The evolutionary highly conserved notch signaling pathway regulates cell-fate determination during development and maintains adult tissue homeostasis. Notch signaling is mediated by proteolysis. Regulation of the amount and timing of the notch signal is managed by posttranslational modifications to ligands and receptors and their trafficking.

The Notch receptors (NOTCH, dark green) are single-pass type I transmembrane heterodimer proteins. They encompass a functional extracellular truncation (NEXT), transmembrane (TM), and intracellular (NICD) domain. The Notch receptor is activated by binding to a ligand presented by a neighboring cell. Maturation of Notch happens in the ER and Golgi. Protein fucosylation is essential for the functional receptor and occurs via the chaperone O-fut1 (O-Fut1, red triangle, ER). Different patterns of fucose on Notch change the aptitude of specific ligands to activate Notch. Fucose extension is performed by Fringe (red triangle, Golgi). Upon proteolytic cleavage by Furin (red triangle, Golg) at site 1 (S1) Notch is transported to the cell surface.

Delta and Jagged (yellow) are the major classes of Notch ligands (yellow). They are type I transmembrane proteins and are ubiquitinated by Neur and Mib (E3 ubiquitin ligases, red), triggering Epsin (green) mediated endocytosis. Modification of the Notch ligands induces recycling of the ligand to the cell surface in a Rab11 (red triangle) dependent process. Fruitful receptor-ligand interactions depend on the glycosylation state of Notch. Ligand endocytosis is thought to produce partial or complete domain dissociation, thereby exposing Notch to cleavage at site S2 by ADAM metalloproteases (red). Upon cleavage, the Notch extracellular domain is trans-endocytosed into the signal-sending cell (neighboring cell). The membrane-anchored NEXT fragment is recognized by Nicastrin (NCT, red triangle), which transfers NEXT to the active site of γ-secretase (red triangle). γ-secretase is an enzymatic complex composed of presenilin (PS), NCT, PEN2, and APH1. γ-secretase cleaves the Notch transmembrane domain sequentially starting near the cytosolic surface (sites S3 and S4) to release the Notch intracellular domain (NICD) and Nβ peptides, respectively.

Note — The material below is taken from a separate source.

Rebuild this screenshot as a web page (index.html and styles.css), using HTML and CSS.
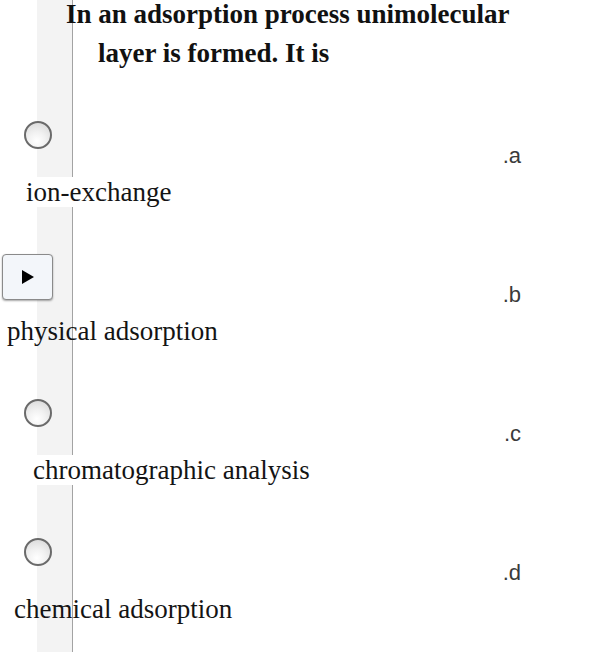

NICD enters the nucleus to facilitate transcription. NICD binding to the DNA-binding protein CSL triggers an allosteric change that facilitates the displacement of transcriptional repressors. The NICD/CSL interface is recognized by Mastermind (MAM, light blue), and this complex recruits Co-activators (Co-A, yellow) like histone acetylases (HATs), to assemble an active transcription complex on target promoters. When NICD is not present, CSL associates with ubiquitous Co-repressor proteins (Co-R, orange) and histone deacetylases (HDACs) to block transcription of target genes.